Um die Subjektstellung des Mündels zu stärken, soll der Mündel, soweit es im Einzelfall geboten ist und auch sein Entwicklungsstand es zulässt (ggf gemeinsam mit dem Vormund), zu den Berichten, der Rechnungslegung und zur Änderung der persönlichen und wirtschaftlichen Verhältnisse durch das FamG angehört werden.

 

Rn 2

Nach Nr 1 ist eine Anhörung des Mündels geboten, wenn entsprechende Anhaltspunkte für Pflichtwidrigkeiten des Vormunds vorliegen und der Mündel die nötige Reife aufweist, den zugrunde liegenden Sachverhalt zu erfassen und zur Darstellung seiner Situation beizutragen.
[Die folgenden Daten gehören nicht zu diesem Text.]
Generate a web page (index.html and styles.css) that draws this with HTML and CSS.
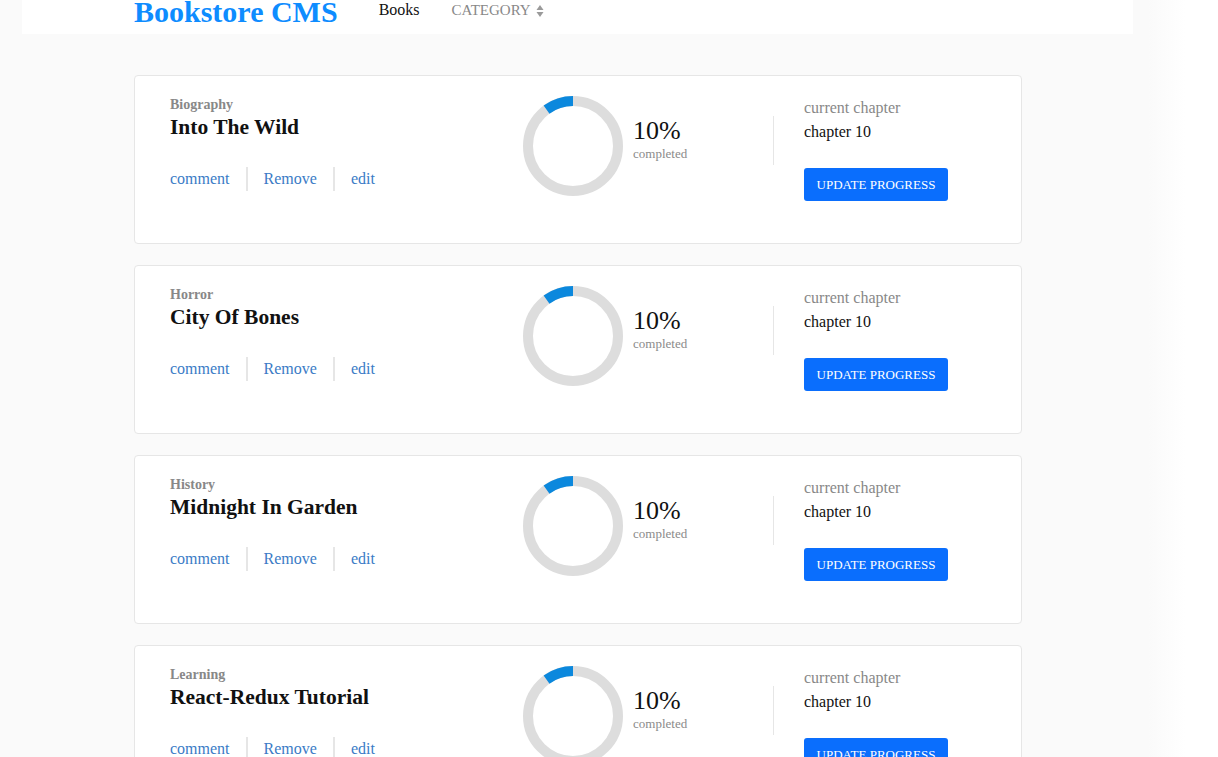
FILE: index.html
```html
<!DOCTYPE html>
<html lang="en">
<head>
<meta charset="utf-8">
<title>Bookstore CMS</title>
<link rel="stylesheet" href="styles.css">
</head>
<body>
<div class="page">
  <header class="header">
    <div class="logo">Bookstore CMS</div>
    <nav class="nav">
      <a class="nav-books">Books</a>
      <span class="nav-category">CATEGORY
        <svg class="sort" width="8" height="14" viewBox="0 0 8 14"><path d="M4 1 L7.5 6 L0.5 6 Z" fill="#9a9a9a"/><path d="M4 13 L7.5 8 L0.5 8 Z" fill="#9a9a9a"/></svg>
      </span>
    </nav>
  </header>

  <main class="books">
    <div class="card">
      <div class="info">
        <div class="category">Biography</div>
        <div class="title">Into The Wild</div>
        <div class="actions"><a class="act first">comment</a><a class="act">Remove</a><a class="act">edit</a></div>
      </div>
      <div class="progress">
        <svg class="ring" width="100" height="100" viewBox="0 0 100 100"><circle cx="50" cy="50" r="45" fill="none" stroke="#dddddd" stroke-width="10"/><path d="M50 5 A45 45 0 0 0 23.55 13.59" fill="none" stroke="#0b88dd" stroke-width="10"/></svg>
        <div class="pct"><div class="pct-num">10%</div><div class="pct-label">completed</div></div>
      </div>
      <div class="divider"></div>
      <div class="chapter">
        <div class="ch-label">current chapter</div>
        <div class="ch-value">chapter 10</div>
        <button class="update">UPDATE PROGRESS</button>
      </div>
    </div>

    <div class="card">
      <div class="info">
        <div class="category">Horror</div>
        <div class="title">City Of Bones</div>
        <div class="actions"><a class="act first">comment</a><a class="act">Remove</a><a class="act">edit</a></div>
      </div>
      <div class="progress">
        <svg class="ring" width="100" height="100" viewBox="0 0 100 100"><circle cx="50" cy="50" r="45" fill="none" stroke="#dddddd" stroke-width="10"/><path d="M50 5 A45 45 0 0 0 23.55 13.59" fill="none" stroke="#0b88dd" stroke-width="10"/></svg>
        <div class="pct"><div class="pct-num">10%</div><div class="pct-label">completed</div></div>
      </div>
      <div class="divider"></div>
      <div class="chapter">
        <div class="ch-label">current chapter</div>
        <div class="ch-value">chapter 10</div>
        <button class="update">UPDATE PROGRESS</button>
      </div>
    </div>

    <div class="card">
      <div class="info">
        <div class="category">History</div>
        <div class="title">Midnight In Garden</div>
        <div class="actions"><a class="act first">comment</a><a class="act">Remove</a><a class="act">edit</a></div>
      </div>
      <div class="progress">
        <svg class="ring" width="100" height="100" viewBox="0 0 100 100"><circle cx="50" cy="50" r="45" fill="none" stroke="#dddddd" stroke-width="10"/><path d="M50 5 A45 45 0 0 0 23.55 13.59" fill="none" stroke="#0b88dd" stroke-width="10"/></svg>
        <div class="pct"><div class="pct-num">10%</div><div class="pct-label">completed</div></div>
      </div>
      <div class="divider"></div>
      <div class="chapter">
        <div class="ch-label">current chapter</div>
        <div class="ch-value">chapter 10</div>
        <button class="update">UPDATE PROGRESS</button>
      </div>
    </div>

    <div class="card">
      <div class="info">
        <div class="category">Learning</div>
        <div class="title">React-Redux Tutorial</div>
        <div class="actions"><a class="act first">comment</a><a class="act">Remove</a><a class="act">edit</a></div>
      </div>
      <div class="progress">
        <svg class="ring" width="100" height="100" viewBox="0 0 100 100"><circle cx="50" cy="50" r="45" fill="none" stroke="#dddddd" stroke-width="10"/><path d="M50 5 A45 45 0 0 0 23.55 13.59" fill="none" stroke="#0b88dd" stroke-width="10"/></svg>
        <div class="pct"><div class="pct-num">10%</div><div class="pct-label">completed</div></div>
      </div>
      <div class="divider"></div>
      <div class="chapter">
        <div class="ch-label">current chapter</div>
        <div class="ch-value">chapter 10</div>
        <button class="update">UPDATE PROGRESS</button>
      </div>
    </div>
  </main>
</div>
</body>
</html>
```
FILE: styles.css
```css
* { box-sizing: border-box; }

html, body {
  margin: 0;
  padding: 0;
  background: #ffffff;
  font-family: "Liberation Serif", "Times New Roman", serif;
}

.page {
  width: 1185px;
  min-height: 757px;
  background: linear-gradient(to right, #fafafa 0, #fafafa 1148px, #ffffff 1185px);
  overflow: hidden;
}

.header {
  margin-left: 22px;
  width: 1111px;
  height: 34px;
  background: #ffffff;
  padding-left: 112px;
  display: flex;
  align-items: flex-start;
}

.logo {
  font-size: 30px;
  line-height: 24px;
  font-weight: bold;
  color: #0e8cff;
  white-space: nowrap;
}

.nav {
  display: flex;
  align-items: flex-start;
  margin-left: 41px;
}

.nav-books {
  font-size: 16px;
  line-height: 20px;
  color: #111111;
}

.nav-category {
  margin-left: 32px;
  font-size: 15px;
  line-height: 20px;
  color: #888888;
  display: flex;
  align-items: flex-start;
}

.sort {
  margin-left: 5px;
  margin-top: 4px;
}

.books {
  padding: 41px 0 0 134px;
}

.card {
  width: 888px;
  height: 169px;
  margin-bottom: 21px;
  background: #ffffff;
  border: 1px solid #e6e6e6;
  border-radius: 4px;
  padding: 19px 35px 0 35px;
  display: flex;
  align-items: flex-start;
}

.info {
  width: 353px;
  flex: none;
  margin-top: 1px;
}

.category {
  font-size: 14px;
  line-height: 17px;
  font-weight: bold;
  color: #888888;
}

.title {
  margin-top: 2px;
  font-size: 21.5px;
  line-height: 25px;
  font-weight: bold;
  color: #111111;
}

.actions {
  margin-top: 27px;
  display: flex;
}

.act {
  font-size: 16px;
  line-height: 24px;
  color: #3a7bc6;
  padding: 0 16px 0 16px;
  border-left: 2px solid #e6e6e6;
}

.act.first {
  padding-left: 0;
  border-left: none;
}

.progress {
  width: 250px;
  flex: none;
  margin-top: 1px;
  display: flex;
  align-items: flex-start;
  gap: 10px;
}

.ring { display: block; flex: none; }

.pct { margin-top: 21px; }

.pct-num {
  font-size: 26px;
  line-height: 28px;
  color: #111111;
}

.pct-label {
  font-size: 13px;
  line-height: 17px;
  color: #8a8a8a;
}

.divider {
  width: 1px;
  height: 49px;
  flex: none;
  margin-top: 21px;
  background: #e6e6e6;
}

.chapter {
  padding-left: 30px;
  margin-top: 1px;
}

.ch-label {
  font-size: 16px;
  line-height: 24px;
  color: #888888;
}

.ch-value {
  font-size: 16px;
  line-height: 24px;
  color: #111111;
}

.update {
  margin-top: 24px;
  width: 144px;
  height: 33px;
  border: none;
  border-radius: 3px;
  background: #0a6efd;
  color: #ffffff;
  font-family: "Liberation Serif", "Times New Roman", serif;
  font-size: 13px;
  padding: 0;
  display: block;
}
```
Seinen Pflichten gegenüber dem Mündel kommt der Vormund zB nicht nach, wenn er es unterlässt, dem Gericht berichtenswerte Vorgänge mitzuteilen, etwa, dass eine ehrenamtliche Vormundschaft möglich ist oder wenn er den bereits einsichtsfähigen Mündel vor einer Vermögensanlage nicht einbezieht (BTDrs 19/24445, 220 f).

 

Rn 3

Nach Nr 2 kann das FamG sowohl den Anfangs- als auch den Jahresbericht über die persönlichen Verhältnisse des Mündels mit diesem und ggf auch mit dem Vormund besprechen. Das FamG soll auf diese Weise ein eigenes Bild von der persönlichen Situation des Mündels beim Anfangsbericht und von der Zufriedenheit mit der Amtsführung des Vormunds beim Jahresbericht gewinnen. Das Gericht kann so einen unmittelbaren Eindruck über die Ansichten des Mündels erlangen. Unter der weiteren Voraussetzung, dass der Umfang des zu verwaltenden Mündelvermögens dies rechtfertigt, soll das FamG auch die Rechnungslegung des Vormunds mit dem Mündel besprechen. Schließlich kann auch eine Anzeige nach § 1802 II iVm § 1864 II 1 des Vormunds zu Änderungen der persönlichen oder wirtschaftlichen Verhältnisse des Mündels für das FamG Anlass sein, diese Änderung mit dem Mündel und ggf mit dem Vormund zu besprechen. Es steht dabei (anders als in Nr 1) im pflichtgemäßen Ermessen des FamG, ob überhaupt eine Besprechung mit dem Mündel veranlasst wird und ob der Vormund zu dieser Besprechung hinzugezogen werden soll (BTDrs 19/24445, 220 f).